We implement the Verified Exploration through Learned Models (VELM) in this artifact. Make sure Docker is installed on your system.
For some of the commands, we list their estimated running time. These measurements are performed on a MacBook Pro Intel I5 CPU (4 cores) and 16GB RAM. The running time can very if tested on other machines.
Follow the following instructions to build a new Docker image or use our provided image. Note this process will create a Docker container named velm_container
that might have the the same name with your existing containers.
-
Run the following command to download the image to local machine
docker pull --platform=linux/x86_64 wyuning/velm
-
Start a new container from the provided image
docker run --platform=linux/x86_64 -it --name velm_container wyuning/velm
At this point, the container should be automatically in the VELM directory, please follow the instructions in the Reproducibility Instructions section.
If the provided Docker image doesn't work for you for any reason, you can build a new image for you system.
-
Use the following command to build a image called velm (This process takes about 20 minutes)
docker build -t velm .
-
Start a new container from this image
docker run -it --name velm_container velm
At this point, the container should be automatically in the VELM directory, please follow the instructions in the Reproducibility Instructions section.

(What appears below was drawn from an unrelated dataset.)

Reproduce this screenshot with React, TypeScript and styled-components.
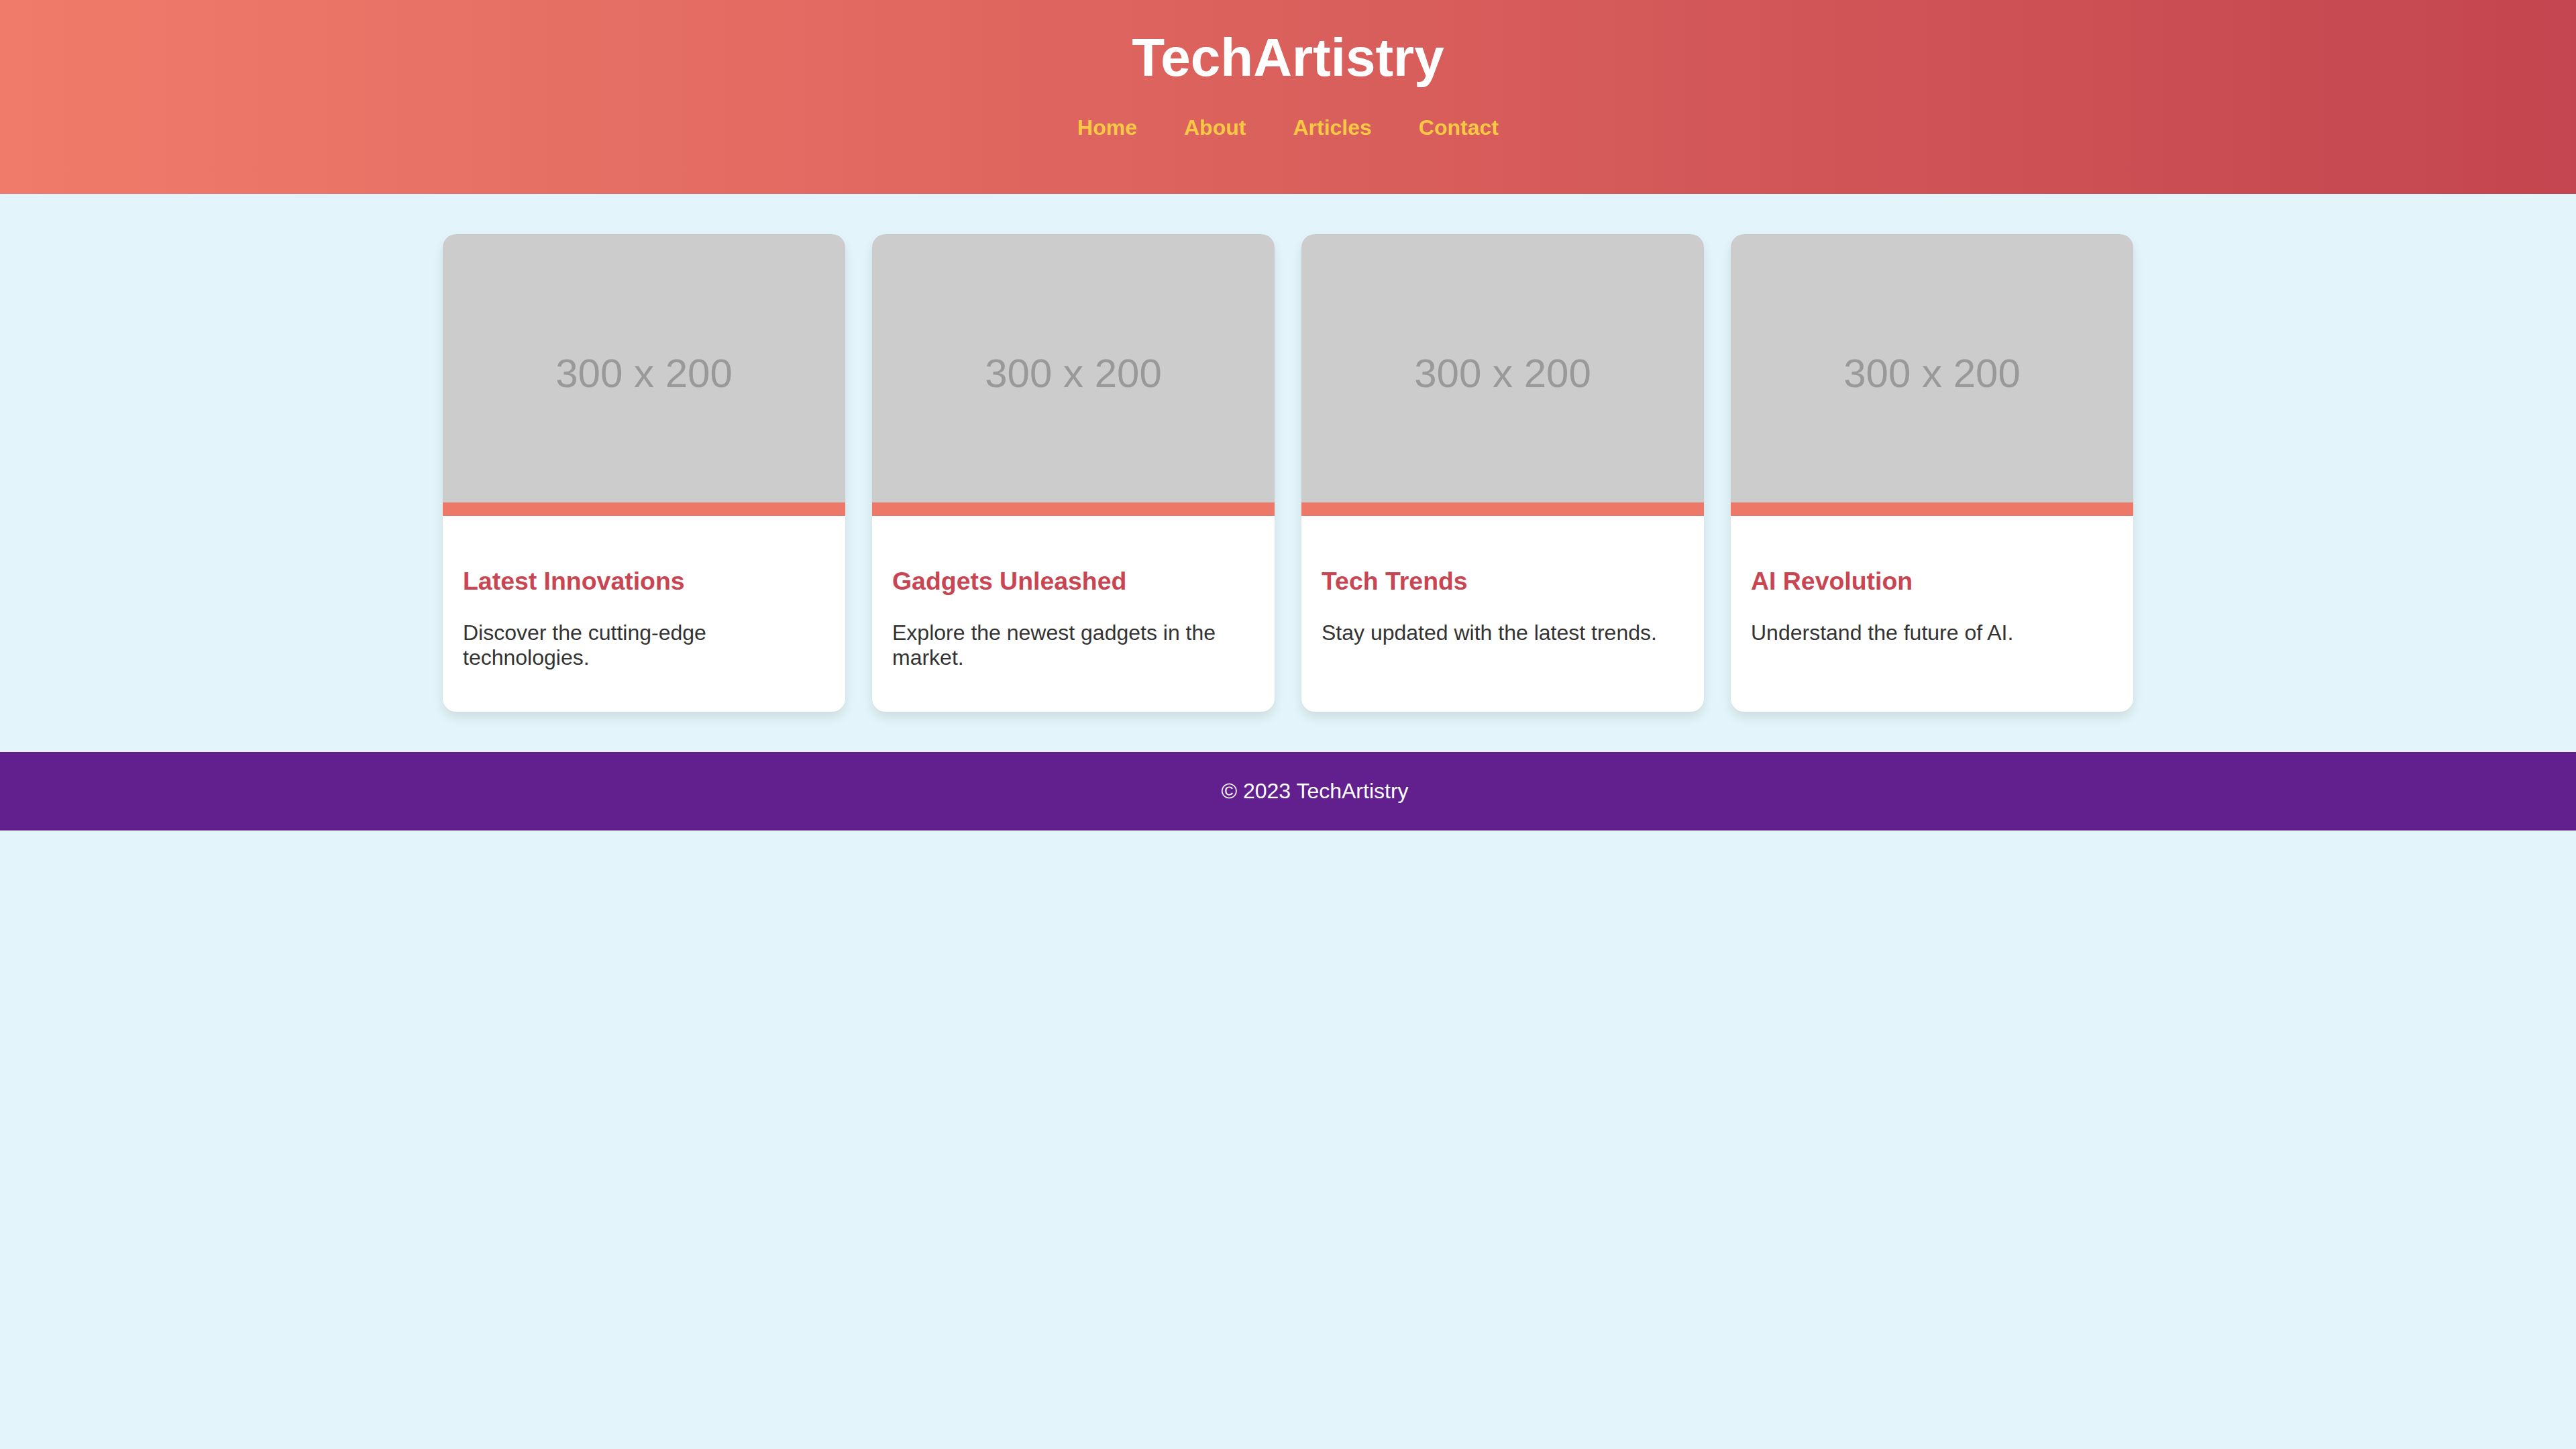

In this section, we brief introduce major components of our code.
-
VELM:
-
The
train
function in themain_stable_baseline.py
file implements the VELM algorithm (algorithm 1 in the paper). This function includes the logic of learning symbolic environment model and tranining the RL agent using SAC algorithm. -
The
compute_safe_agent
function in themain_stable_baseline.py
file implements the Shield algorithm (algorithm 2 in the paper). This function is called by thetrain
function to compute a sheilded controller -
The
DynamicsLearner.run
function in thedynamics/learn.py
file implements part of the Approximate (algorithm 3 in the paper). This function is called by thecompute_safe_agent
function to learn a time-varying linear controller. -
The
run_lagrange
function in theverification/VEL/lagrange_lib.py
file implements the Lagragian optimization described in the paper. This function is called by thecompute_safe_agent
function to perform iterative Lagrangian optimization.
-
-
Controller Verification:
- The controller verification source code for all benchmarks are in the
POLAR_Tool/examples
directory. The controller verification code will be called to compute the specification violation loss for a given time-varying linear controller. - The compiled controller verification executable files are in the
verification/executables/
directory.
- The controller verification source code for all benchmarks are in the
-
Logs: The
logs
directory is initially empty. The log files generated will be stored in this location. -
Provided logs and figure
- The
provided_logs
directory contains logs that are generated using the same process described in this document. - The
provided_figure.png
is the figured obtained by running the visualization script using the provided logs.
- The
We provide an evaluation script named eval.py
that will run benchmarks in batches.
python3 eval.py --row <x>
where x can be 1, 2, 3, meaning running the benchmarks in the x-th row in the figure 4 of the paper. We recommend reviewers first try x = 3 to quickly get started with the artifact.
Here we list the estimated time for running each row
Row | Time |
---|---|
1 | 4.5 hours |
2 | 4.5 hours |
3 | 1 hour |
The evaluation script will also generate a figure named eval.png
. This figure can be copied out of the Docker container to the current directory using the following command. Note that this command should be run outside the container, for example in another terminal.
docker cp velm_container:/VELM/eval.png .
To run an individual benchmark, please run
python3 eval.py --single <benchmark name>
where benchmark name can be pendulum
, obstacle
, obstacle_mid
, road_2d
, cartpole
, cartpole_move
, cartpole_swing
, lalo
, car_racing
, acc
After running invidual benchmark, the figure should be automatically updated. The figure can be updated manually with
python3 eval.py
In this section, we provide necessary steps to adapt VELM on other benchmarks. There are 5 steps in total.
-
Define the new benchmark using Gymnasium similar to
environments/gymnasium_cartpole.py
. Specifically, users need to specify the initial region, state space, action space and system dynamic functions. Create a simulated environment for this benchmark similar toenvironments/gymnasium_cartpole_simulte.py
. The simulated environment is to let the agent learn using the learned dynamics. Finally, import these two Gymnasium environments inutils/get_env.py
. -
Define the verification program for the new benchmark similar to
POLAR_Tool/examples/cartpole/cartpole.cpp
. Here, user needs to specify the safety constraints, initial region and the length of each trajectory. User also needs to create aMakefile
that is similar toPOLAR_Tool/examples/cartpole/Makefile
to compile the compiled program to the top-level directory. -
Define the name and hyperparameters for the new benchmark in
utils/arguments.py
. Hyperparameters include hyperparameters for the SAC agent (learning rate, model hidden unit size), the choice of symbolic regression method and so on. -
Run the benchmark using the command provided in the Running Individual benchmarks but with the new environments name.